Following Washington D.C., Miami ($ 50,945), Chicago ($ 47,232) and New Haven ($ 43,165) are among the cities with higher average household income for Puerto Ricans.
In Puerto Rico, the average household income is about $ 19,977, according to the Census data.
Cities where poverty is most severe
In Springfield and Boston, in Massachusetts, as in Hartford, Connecticut, poverty levels are high for Puerto Ricans. For example, 37 percent of the 103,771 Puerto Ricans living in the Springfield metropolitan area have incomes that place them below the poverty level. In the metropolitan area of Boston, poverty reaches 31 percent of the Puerto Ricans, while in Hartford the proportion is 26.5 percent. When the issue is examined by age, poverty can be perceived even more intensely. In Springfield, almost 50 percent of the Puerto Ricans under 18 live below the poverty line, according to federal standards.
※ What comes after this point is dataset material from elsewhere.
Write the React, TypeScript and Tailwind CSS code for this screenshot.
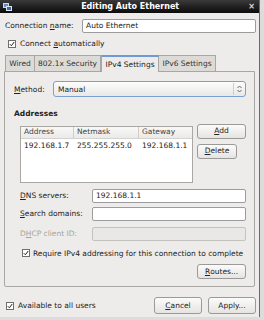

Currently, in Puerto Rico, 46 percent of the people live with income that places them below the poverty line. In 2017, people with income less than $ 12,060 were considered poor.
The most recent Migrant Profile shows that most of those who leave the island have worked in 2016 as administrative office staff (6,822), followed by production lines operators (5,445), salespeople (4,870), food preparers (3,264) and personnel in the movement of materials (3,139).
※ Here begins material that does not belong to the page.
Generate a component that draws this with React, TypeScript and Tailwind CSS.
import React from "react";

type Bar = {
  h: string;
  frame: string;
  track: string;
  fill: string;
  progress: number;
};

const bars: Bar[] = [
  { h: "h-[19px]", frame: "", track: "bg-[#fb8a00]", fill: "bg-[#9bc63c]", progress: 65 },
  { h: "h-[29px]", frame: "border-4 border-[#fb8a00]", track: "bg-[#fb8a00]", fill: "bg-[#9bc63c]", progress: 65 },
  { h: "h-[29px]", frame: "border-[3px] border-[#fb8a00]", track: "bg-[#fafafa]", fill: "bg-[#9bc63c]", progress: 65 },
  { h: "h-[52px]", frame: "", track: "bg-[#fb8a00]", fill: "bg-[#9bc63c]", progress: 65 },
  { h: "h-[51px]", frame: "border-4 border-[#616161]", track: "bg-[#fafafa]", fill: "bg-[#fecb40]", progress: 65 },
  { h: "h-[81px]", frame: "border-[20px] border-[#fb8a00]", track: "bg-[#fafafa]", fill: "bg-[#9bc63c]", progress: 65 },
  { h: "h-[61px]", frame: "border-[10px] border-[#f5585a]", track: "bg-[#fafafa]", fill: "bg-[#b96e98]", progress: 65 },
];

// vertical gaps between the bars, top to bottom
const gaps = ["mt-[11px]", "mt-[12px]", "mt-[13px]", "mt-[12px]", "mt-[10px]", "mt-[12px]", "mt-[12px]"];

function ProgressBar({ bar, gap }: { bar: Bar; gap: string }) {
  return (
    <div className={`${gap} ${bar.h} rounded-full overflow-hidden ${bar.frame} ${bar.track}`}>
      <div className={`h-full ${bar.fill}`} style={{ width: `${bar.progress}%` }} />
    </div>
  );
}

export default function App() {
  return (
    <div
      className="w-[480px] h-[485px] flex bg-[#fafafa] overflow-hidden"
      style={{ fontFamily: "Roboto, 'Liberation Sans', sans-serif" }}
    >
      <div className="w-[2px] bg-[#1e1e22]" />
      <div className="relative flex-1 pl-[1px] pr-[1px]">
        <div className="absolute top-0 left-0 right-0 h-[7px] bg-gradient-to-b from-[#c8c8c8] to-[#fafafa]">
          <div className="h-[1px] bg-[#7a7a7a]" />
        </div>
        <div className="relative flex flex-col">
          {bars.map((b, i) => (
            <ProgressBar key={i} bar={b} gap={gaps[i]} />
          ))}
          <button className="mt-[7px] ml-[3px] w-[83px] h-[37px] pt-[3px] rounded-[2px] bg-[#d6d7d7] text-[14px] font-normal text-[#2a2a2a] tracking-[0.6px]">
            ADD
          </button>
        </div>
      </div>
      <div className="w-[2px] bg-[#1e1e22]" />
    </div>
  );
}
The so-called brain drain of island´s doctors, according to the Profile data, represented 382 physicians leaving the island. However, the case of nursing professionals, was more dramatic. In total, 1,376 of these workers in the health industry left Puerto Rico.
82 percent of the 2.2 million Puerto Ricans working in the United States are in the private sector, while 4 percent have their own business. While 14 percent work in government areas. In Puerto Rico, that figure rises to 22 percent, according to data from the Census Bureau.
On the other hand, most of those who migrated or returned to Puerto Rico were salespeople (1,383) or educators (1,101).